In 2010, Inshallah, Football, his first film on Kashmir, ran into similar trouble, but then the documentary went on to win a National Award — best film on social issues. In 2012, his feature-documentary Inshallah, Kashmir ran into trouble. It too won a National Award, for the best investigative film.

“This is the third time in a row. Is this some kind of a joke,” Kumar says, exasperated, adding that the board’s treatment only strengthens his resolve to steer his film clear. “I will not accept any cuts; I will go to court if need be,” he tells The Telegraph over phone from Mumbai.

Following the CBFC verdict, the filmmaker approached the Film Certification Appellate Tribunal (FCAT), the statutory body for appeal, but not before shooting off an open letter to CBFC chairman Prasoon Joshi. “Shouldn’t narratives of compassion be allowed to replace those of hate,” Kumar asked Joshi.

Inshallah, Football revolves around a former Pakistan-trained militant, Bashir, and his football-loving son, Basharat.

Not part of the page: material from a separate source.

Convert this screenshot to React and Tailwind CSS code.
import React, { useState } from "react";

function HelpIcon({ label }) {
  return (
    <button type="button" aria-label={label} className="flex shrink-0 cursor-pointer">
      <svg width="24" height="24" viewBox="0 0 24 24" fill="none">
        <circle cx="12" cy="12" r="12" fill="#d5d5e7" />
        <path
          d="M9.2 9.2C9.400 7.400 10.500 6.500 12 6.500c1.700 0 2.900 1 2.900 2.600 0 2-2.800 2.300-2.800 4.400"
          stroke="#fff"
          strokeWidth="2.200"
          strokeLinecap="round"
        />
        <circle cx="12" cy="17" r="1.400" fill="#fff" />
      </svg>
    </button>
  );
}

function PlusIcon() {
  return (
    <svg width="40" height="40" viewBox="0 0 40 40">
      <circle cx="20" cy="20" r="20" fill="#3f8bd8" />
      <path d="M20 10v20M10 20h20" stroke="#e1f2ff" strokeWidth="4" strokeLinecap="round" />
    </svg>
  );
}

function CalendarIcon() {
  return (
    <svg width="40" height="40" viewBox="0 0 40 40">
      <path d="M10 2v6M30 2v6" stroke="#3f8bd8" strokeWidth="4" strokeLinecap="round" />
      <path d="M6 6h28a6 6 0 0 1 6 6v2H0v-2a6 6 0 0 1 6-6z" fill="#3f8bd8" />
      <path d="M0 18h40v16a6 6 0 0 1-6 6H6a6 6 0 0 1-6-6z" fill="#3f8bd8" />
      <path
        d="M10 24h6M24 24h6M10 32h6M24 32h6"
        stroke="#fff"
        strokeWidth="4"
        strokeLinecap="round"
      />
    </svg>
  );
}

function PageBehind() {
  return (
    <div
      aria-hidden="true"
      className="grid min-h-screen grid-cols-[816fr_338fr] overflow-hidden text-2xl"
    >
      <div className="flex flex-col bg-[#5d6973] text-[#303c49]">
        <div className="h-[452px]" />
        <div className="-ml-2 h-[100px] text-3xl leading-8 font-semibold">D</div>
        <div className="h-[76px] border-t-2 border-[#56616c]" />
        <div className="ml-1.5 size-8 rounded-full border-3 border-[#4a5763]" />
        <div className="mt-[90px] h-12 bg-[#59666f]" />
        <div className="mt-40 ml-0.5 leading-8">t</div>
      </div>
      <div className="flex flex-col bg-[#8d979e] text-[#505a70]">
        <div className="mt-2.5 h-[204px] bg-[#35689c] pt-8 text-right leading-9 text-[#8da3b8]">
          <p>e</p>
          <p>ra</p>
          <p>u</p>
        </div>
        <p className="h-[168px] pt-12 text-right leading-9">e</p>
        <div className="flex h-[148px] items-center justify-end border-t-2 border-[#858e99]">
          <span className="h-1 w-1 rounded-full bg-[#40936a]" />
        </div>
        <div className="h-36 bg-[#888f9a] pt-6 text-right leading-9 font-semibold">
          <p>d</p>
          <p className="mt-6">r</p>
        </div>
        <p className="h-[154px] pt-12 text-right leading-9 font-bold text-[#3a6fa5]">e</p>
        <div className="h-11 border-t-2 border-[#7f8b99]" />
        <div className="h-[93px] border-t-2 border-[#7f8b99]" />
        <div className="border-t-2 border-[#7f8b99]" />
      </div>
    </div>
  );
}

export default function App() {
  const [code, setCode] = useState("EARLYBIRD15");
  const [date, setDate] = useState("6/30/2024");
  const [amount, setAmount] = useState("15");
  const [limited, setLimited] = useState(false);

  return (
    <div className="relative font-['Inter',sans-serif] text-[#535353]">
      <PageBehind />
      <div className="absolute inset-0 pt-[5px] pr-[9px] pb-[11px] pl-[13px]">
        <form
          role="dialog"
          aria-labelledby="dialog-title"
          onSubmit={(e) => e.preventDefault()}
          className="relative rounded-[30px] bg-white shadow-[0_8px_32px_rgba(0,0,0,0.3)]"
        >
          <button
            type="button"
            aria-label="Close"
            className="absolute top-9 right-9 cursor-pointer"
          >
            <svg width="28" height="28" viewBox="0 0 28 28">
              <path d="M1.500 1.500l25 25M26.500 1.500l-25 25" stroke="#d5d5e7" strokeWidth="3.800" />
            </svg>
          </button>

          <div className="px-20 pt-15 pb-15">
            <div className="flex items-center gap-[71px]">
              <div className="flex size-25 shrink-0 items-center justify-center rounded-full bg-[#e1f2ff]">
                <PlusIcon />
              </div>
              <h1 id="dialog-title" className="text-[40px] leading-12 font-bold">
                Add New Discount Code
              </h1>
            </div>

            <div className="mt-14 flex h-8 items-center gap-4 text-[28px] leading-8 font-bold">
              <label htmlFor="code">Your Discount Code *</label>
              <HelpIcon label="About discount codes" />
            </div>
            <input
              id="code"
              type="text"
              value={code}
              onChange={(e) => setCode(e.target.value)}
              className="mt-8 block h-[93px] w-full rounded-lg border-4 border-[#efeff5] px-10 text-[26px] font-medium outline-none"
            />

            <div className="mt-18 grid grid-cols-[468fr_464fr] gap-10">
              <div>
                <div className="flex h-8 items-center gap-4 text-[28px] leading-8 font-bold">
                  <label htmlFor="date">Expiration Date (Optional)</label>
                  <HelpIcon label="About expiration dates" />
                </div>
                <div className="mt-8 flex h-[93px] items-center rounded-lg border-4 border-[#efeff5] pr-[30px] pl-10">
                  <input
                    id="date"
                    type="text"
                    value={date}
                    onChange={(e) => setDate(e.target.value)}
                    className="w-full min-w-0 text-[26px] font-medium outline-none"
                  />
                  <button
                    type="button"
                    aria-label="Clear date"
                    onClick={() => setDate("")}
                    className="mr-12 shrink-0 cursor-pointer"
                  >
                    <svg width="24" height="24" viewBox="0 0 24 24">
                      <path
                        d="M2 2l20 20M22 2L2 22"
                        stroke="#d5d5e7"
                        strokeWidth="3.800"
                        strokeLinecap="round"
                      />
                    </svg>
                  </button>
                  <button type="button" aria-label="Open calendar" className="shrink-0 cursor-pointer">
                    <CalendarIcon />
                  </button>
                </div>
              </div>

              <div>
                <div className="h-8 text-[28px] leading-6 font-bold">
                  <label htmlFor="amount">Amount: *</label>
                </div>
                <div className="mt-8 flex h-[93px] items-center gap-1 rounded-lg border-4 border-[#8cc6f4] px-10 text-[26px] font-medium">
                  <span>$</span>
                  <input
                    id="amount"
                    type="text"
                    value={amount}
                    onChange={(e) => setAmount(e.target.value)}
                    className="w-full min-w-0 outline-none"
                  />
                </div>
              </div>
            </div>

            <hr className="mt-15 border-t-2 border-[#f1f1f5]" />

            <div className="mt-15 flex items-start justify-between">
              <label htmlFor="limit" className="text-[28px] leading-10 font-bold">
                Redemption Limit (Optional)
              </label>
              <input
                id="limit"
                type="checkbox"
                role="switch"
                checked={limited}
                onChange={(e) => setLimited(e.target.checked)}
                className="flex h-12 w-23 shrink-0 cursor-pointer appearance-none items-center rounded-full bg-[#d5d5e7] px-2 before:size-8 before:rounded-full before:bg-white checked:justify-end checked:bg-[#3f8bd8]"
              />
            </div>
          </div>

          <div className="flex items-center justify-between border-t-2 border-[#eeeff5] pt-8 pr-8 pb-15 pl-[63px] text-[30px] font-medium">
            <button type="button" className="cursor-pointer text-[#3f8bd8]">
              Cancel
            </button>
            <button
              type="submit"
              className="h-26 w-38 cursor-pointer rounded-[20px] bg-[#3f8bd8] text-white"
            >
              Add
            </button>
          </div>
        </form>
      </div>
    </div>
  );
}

The young Basharat dreams of going to Brazil but is denied a passport because of his father’s past. The story, told with much simplicity and sensitivity, is one of transformation and hope. Basharat ultimately gets his passport to play football like he wishes to — it is his liberation actually. Towards the film’s end, Bashir is shown speaking to “Vikas Sir” — the army officer in whose fearful custody at a detention camp he spent 18 long months — on the phone with confidence and goodwill, even promising to visit the latter at his new station in Calcutta.

But what is it in No Fathers in Kashmir that must be so hidden? “Nothing that isn’t clearly confirmed or is not in the public domain,” Kumar says; anger makes him open up a bit more. “Mention the word ‘Kashmir’ and they begin to have seizures… We need to get over this national trauma in our brains.”

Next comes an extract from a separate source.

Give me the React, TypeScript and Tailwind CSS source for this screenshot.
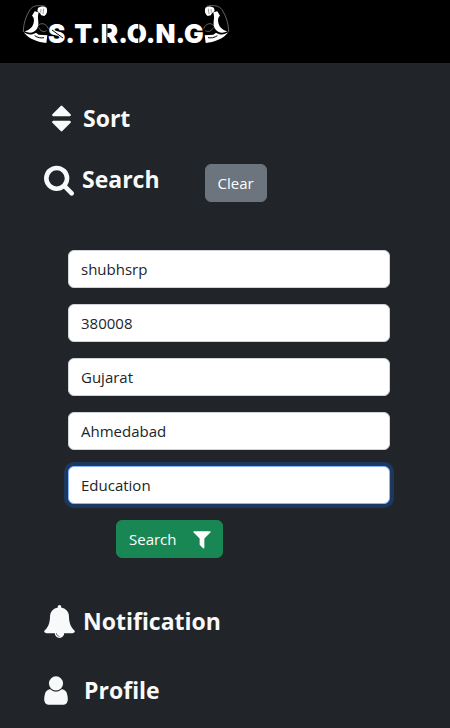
import type { ReactNode } from "react";

const ICONS = {
  sort: {
    box: "384 0 1024 1792",
    path: "M1408 1088q0 26-19 45l-448 448q-19 19-45 19t-45-19l-448-448q-19-19-19-45t19-45 45-19h896q26 0 45 19t19 45zm0-384q0 26-19 45t-45 19h-896q-26 0-45-19t-19-45 19-45l448-448q19-19 45-19t45 19l448 448q19 19 19 45z",
  },
  search: {
    box: "64 0 1664 1792",
    path: "M1216 832q0-185-131.5-316.5t-316.5-131.5-316.5 131.5-131.5 316.5 131.5 316.5 316.5 131.5 316.5-131.5 131.5-316.5zm512 832q0 52-38 90t-90 38q-54 0-90-38l-343-342q-179 124-399 124-143 0-273.5-55.5t-225-150-150-225-55.5-273.5 55.5-273.5 150-225 225-150 273.5-55.5 273.5 55.5 225 150 150 225 55.5 273.5q0 220-124 399l343 343q37 37 37 90z",
  },
  bell: {
    box: "64 0 1664 1792",
    path: "M912 1696q0-16-16-16-59 0-101.5-42.5t-42.5-101.5q0-16-16-16t-16 16q0 73 51.5 124.5t124.5 51.5q16 0 16-16zm816-288q0 52-38 90t-90 38h-448q0 106-75 181t-181 75-181-75-75-181h-448q-52 0-90-38t-38-90q50-42 91-88t85-119.5 74.5-158.5 50-206 19.5-260q0-152 117-282.5t307-158.5q-8-19-8-39 0-40 28-68t68-28 68 28 28 68q0 20-8 39 190 28 307 158.5t117 282.5q0 139 19.5 260t50 206 74.5 158.5 85 119.5 91 88z",
  },
  user: {
    box: "256 0 1280 1792",
    path: "M1536 1399q0 109-62.5 187t-150.5 78h-854q-88 0-150.5-78t-62.5-187q0-85 8.5-160.5t31.5-152 58.5-131 94-89 134.5-34.5q131 128 313 128t313-128q76 0 134.5 34.5t94 89 58.5 131 31.5 152 8.5 160.5zm-256-887q0 159-112.5 271.5t-271.5 112.5-271.5-112.5-112.5-271.5 112.5-271.5 271.5-112.5 271.5 112.5 112.5 271.5z",
  },
  filter: {
    box: "0 0 1792 1792",
    path: "M1595 295q17 41-14 70l-493 493v742q0 42-39 59-13 5-25 5-27 0-45-19l-256-256q-19-19-19-45v-486l-493-493q-31-29-14-70 17-39 59-39h1280q42 0 59 39z",
  },
};

function Icon({ name, className }: { name: keyof typeof ICONS; className: string }) {
  return (
    <svg viewBox={ICONS[name].box} fill="currentColor" aria-hidden="true" className={className}>
      <path d={ICONS[name].path} />
    </svg>
  );
}

function Arm({ className }: { className: string }) {
  return (
    <svg viewBox="36 12 84 120" aria-hidden="true" className={className}>
      <g fill="none" stroke="#777" strokeWidth="2.5">
        <path d="M40 96C40 72 48 48 60 29C68 17 86 14 106 19" />
        <path d="M84 78C93 66 108 70 115 86" />
        <path d="M86 82C90 92 100 98 110 92" />
      </g>
      <g fill="#fff">
        <path d="M82 33L84 24C92 18 102 18 110 23C113 33 111 43 103 48L94 46L90 40Z" />
        <path d="M66 47L74 34L86 37L84 48C83 62 89 72 81 86C72 99 58 101 44 94C60 89 68 81 71 68C73 58 72 52 66 47Z" />
        <path d="M41 97C52 104 66 106 78 98L86 104L112 106L109 129C84 127 56 117 41 97Z" />
      </g>
      <path d="M93 27L92 38M101 26L99 42" fill="none" stroke="#666" strokeWidth="2" />
      <path d="M74 107C82 113 94 115 102 113" fill="none" stroke="#000" strokeWidth="3" />
    </svg>
  );
}

function MenuLink({ icon, label, className }: { icon: ReactNode; label: string; className: string }) {
  return (
    <a href="#" className={"flex items-start " + className}>
      {icon}
      <span className="text-[23px] leading-8 font-bold">{label}</span>
    </a>
  );
}

const FIELDS = [
  { label: "Username", value: "shubhsrp" },
  { label: "Pincode", value: "380008" },
  { label: "State", value: "Gujarat" },
  { label: "City", value: "Ahmedabad" },
  { label: "Category", value: "Education", active: true },
];

export default function App() {
  return (
    <div className="min-h-screen bg-[#212529] font-['Open_Sans','Noto_Sans',sans-serif] text-[#f8f9fa]">
      <header className="flex h-[63px] items-start bg-black pl-[22px]">
        <Arm className="mt-1 h-10 w-7" />
        <span className="relative mt-[18px] -mx-0.5 font-['Inter',sans-serif] text-[26px] leading-8 font-black text-white">
          S.T.R.O.N.G
          {/* Stencil cuts through the rounded letters */}
          <svg
            viewBox="0 0 156 32"
            aria-hidden="true"
            className="absolute inset-0 size-full"
            stroke="#000"
            strokeWidth="1"
          >
            <path d="M4 12L15 20M59 6V27M91 6V27" />
          </svg>
        </span>
        <Arm className="mt-1 h-10 w-7 -scale-x-100" />
      </header>

      <nav className="flex flex-col px-11 pt-[39px]">
        <MenuLink icon={<Icon name="sort" className="h-[33px] w-[19px]" />} label="Sort" className="gap-3 pl-2" />
        <div className="mt-7 flex items-start">
          <MenuLink icon={<Icon name="search" className="h-[33px] w-[30px]" />} label="Search" className="gap-2" />
          <button
            type="button"
            className="mt-px ml-[45px] h-[38px] rounded-md border border-[#6c757d] bg-[#6c757d] px-3 text-[15px] leading-6 text-white"
          >
            Clear
          </button>
        </div>

        <form className="mt-12 flex flex-col gap-4 pr-4 pl-6" onSubmit={(e) => e.preventDefault()}>
          {FIELDS.map((f) => (
            <input
              key={f.label}
              aria-label={f.label}
              defaultValue={f.value}
              className={
                "h-[38px] w-full rounded-md border bg-white px-3 text-[15px] leading-6 text-[#212529] outline-none " +
                (f.active ? "border-[#86b7fe] ring-4 ring-[#1c3861]" : "border-[#ced4da]")
              }
            />
          ))}
          <button
            type="submit"
            className="ml-12 flex h-[38px] items-center gap-3.5 self-start rounded-md border border-[#198754] bg-[#198754] pr-[9px] pl-3 text-[15px] leading-6 text-white"
          >
            Search
            <Icon name="filter" className="size-[22px]" />
          </button>
        </form>

        <MenuLink
          icon={<Icon name="bell" className="h-[33px] w-[31px]" />}
          label="Notification"
          className="mt-[47px] gap-2"
        />
        <MenuLink icon={<Icon name="user" className="h-[33px] w-6" />} label="Profile" className="mt-9 gap-4" />
      </nav>
    </div>
  );
}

Why the CBFC does what it does is anyone’s guess. Also, it has been often criticised for its manner of functioning, with many in the film fraternity including Kumar terming it “high-handedness and bullying”. Says Kumar, “I wasn’t allowed to say anything at the screening. I had walked in expecting to present my case, but they simply handed me the verdict and asked me to leave. That again is illegal.”

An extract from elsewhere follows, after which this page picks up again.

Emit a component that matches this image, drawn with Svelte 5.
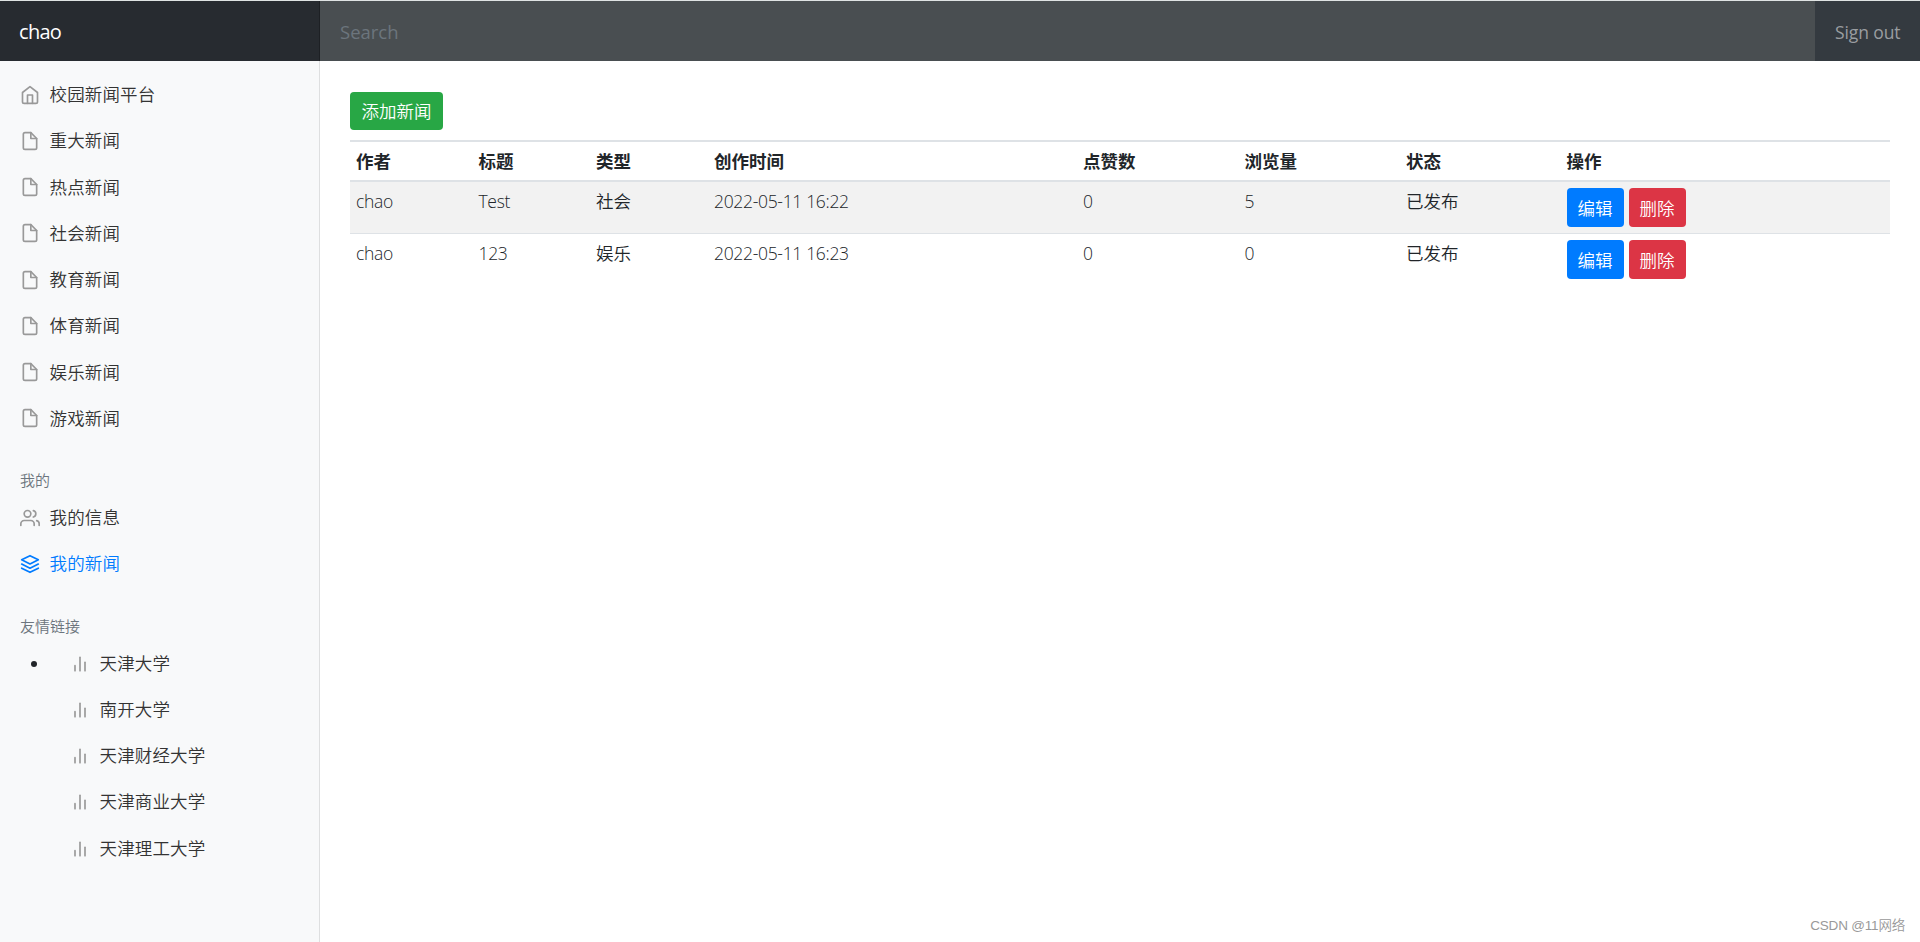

It would seem that the certification process for films that don’t roll down the regular path actually follows a regular path — the certification board objects, the makers challenge the decision, and after a protracted struggle, the films are cleared. Often, these films also go on to win accolades, both at home and abroad. What then is gained by denying these artistes a democratic certification procedure, and whose gain is it anyway?

“The board’s view on films and filmmakers is extremely hostile. It’s like you are guilty until you are proven innocent,” continues Kumar. “I cannot understand why they do not have a lawyer sitting on the committee to explain that their verdicts are illegal. There should have been a self-correction system within the CBFC,” he points out. “So every time you submit a film, you can be sure you will not be treated like an artiste, but like a criminal. Mostly they are people who have a very narrow view of the world, people who get offended easily.”

In his open letter to Joshi, Kumar drew attention to the lyricist’s own song in the 2006 film, Rang De Basanti. “Your iconic song,” he wrote, “about the irreverence and exuberance of youth Masti ki pathasala is a classic. The film Rang De Basanti upheld political realities through a disarming story of young people coming-of-age. It was a breakthrough for Indian cinema both for its critique of the state and the sleight of hand by which it was delivered…”

In the meantime, the FCAT verdict is awaited. The director had requested for a quick decision, although it has been over three weeks since the application was filed.

“If the FCAT doesn’t release it, we will appeal to the high court… It will take longer but we will get it passed the way it is supposed to be passed,” says a confident Kumar.

A movie delayed, but not a movie denied, or so he hopes.